In one of the film’s most memorable moments (so memorable that the marketing team used the sequence as a basis for the film’s advertisement campaign), Julie flips a switch and everything freezes. She is free to explore and find what she wants without any consequence. That flip in her character too is like a switch. It’s powerful because she does things in that surreal moment that should be deemed unfaithful, though she is safe in the unjudging, motionless world around her. With no one alive and moving to compare her actions to, she finds an honest kind of freedom from us as spectators. Nothing matters in this moment except what she desires.

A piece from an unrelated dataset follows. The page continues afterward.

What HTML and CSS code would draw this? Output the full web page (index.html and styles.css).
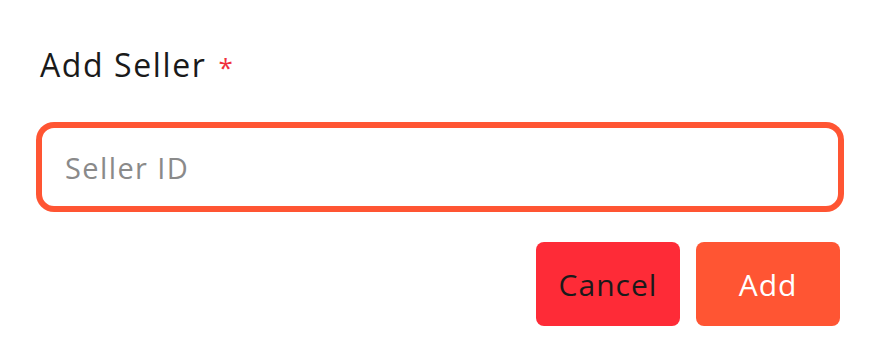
FILE: index.html
```html
<!DOCTYPE html>
<html lang="en">
<head>
<meta charset="utf-8">
<title>Add Seller</title>
<link rel="stylesheet" href="styles.css">
</head>
<body>
<form class="dialog">
  <label class="label" for="seller">Add Seller<span class="req">*</span></label>
  <input class="field" id="seller" type="text" placeholder="Seller ID">
  <div class="actions">
    <button type="button" class="btn btn-cancel">Cancel</button>
    <button type="submit" class="btn btn-add">Add</button>
  </div>
</form>
</body>
</html>
```

FILE: styles.css
```css
* { box-sizing: border-box; }
html, body { margin: 0; background: #ffffff; }
body {
  font-family: "Open Sans", "Noto Sans", sans-serif;
}
.dialog {
  display: flex;
  flex-direction: column;
  padding: 40px 38px 40px 40px;
}
.label {
  font-size: 32px;
  font-weight: 500;
  line-height: 40px;
  letter-spacing: 1.6px;
  color: #1a1a1a;
  height: 42px;
  padding-top: 5px;
  margin-bottom: 44px;
}
.req {
  color: #f0303c;
  font-size: 26px;
  margin-left: 12px;
}
.field {
  display: block;
  width: 100%;
  height: 82px;
  border: 2px solid #ff5533;
  border-radius: 14px;
  box-shadow: 0 0 0 4px #ff5533;
  outline: none;
  padding: 0 23px;
  font-family: inherit;
  font-size: 29px;
  font-weight: 500;
  letter-spacing: 1.4px;
  color: #1a1a1a;
}
.field::placeholder { color: #8a8a8a; }
.actions {
  display: flex;
  justify-content: flex-end;
  gap: 16px;
  margin-top: 34px;
}
.btn {
  width: 144px;
  height: 84px;
  border: none;
  border-radius: 8px;
  font-family: inherit;
  font-size: 30px;
  font-weight: 500;
  letter-spacing: 1px;
  cursor: pointer;
}
.btn-cancel { background: #fe2b37; color: #1a1a1a; }
.btn-add { background: #ff5533; color: #ffffff; }
```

Firstly, on the experience of watching this sequence, its technical aspects are staggering. Secondly, the entire sequence is emotionally freeing. You may not have made your mind up with her by that point in the film, but you must be cold-hearted to not at least smile at her happiness. The world stopped for her. Unless you’re living your “perfect life”, I bet you crave to possess that ability too. And at some point in the film’s 128-minute runtime, it felt like Joachim Trier’s The Worst Person In the World made the world stop for me too - just for a split second.

I could feel the neurons in my brain fire when I saw the opening shot. It fired similarly, but 5x [five times] as much when the closing shot appeared. I haven’t even mentioned the performance from Anders Danielsen Lie, who had me in his character’s weak but articulate grip in the majority of the scenes he is in. I started to relate and sympathise with Lie’s character further and further until I was looking into a reflection of a sad reality that only an outside perspective could possibly see. If a piece of cinema is about showing who we are to ourselves then this is the strongest example I have in recent memory that comes close to showing audiences worldly truths about who we are while keeping at bay a dramatic representation or a societal warning. Despite being littered with detailed and recognisable story beats, there is an essence holding this film together which would be difficult for any of other piece of work to replicate. A few days after watching The Worst Person In the World, I couldn’t help but feel content with what the film has provided me. I want no more from it than perhaps a second watch sometime soon.

Watched at the Watershed on 8th April 2022.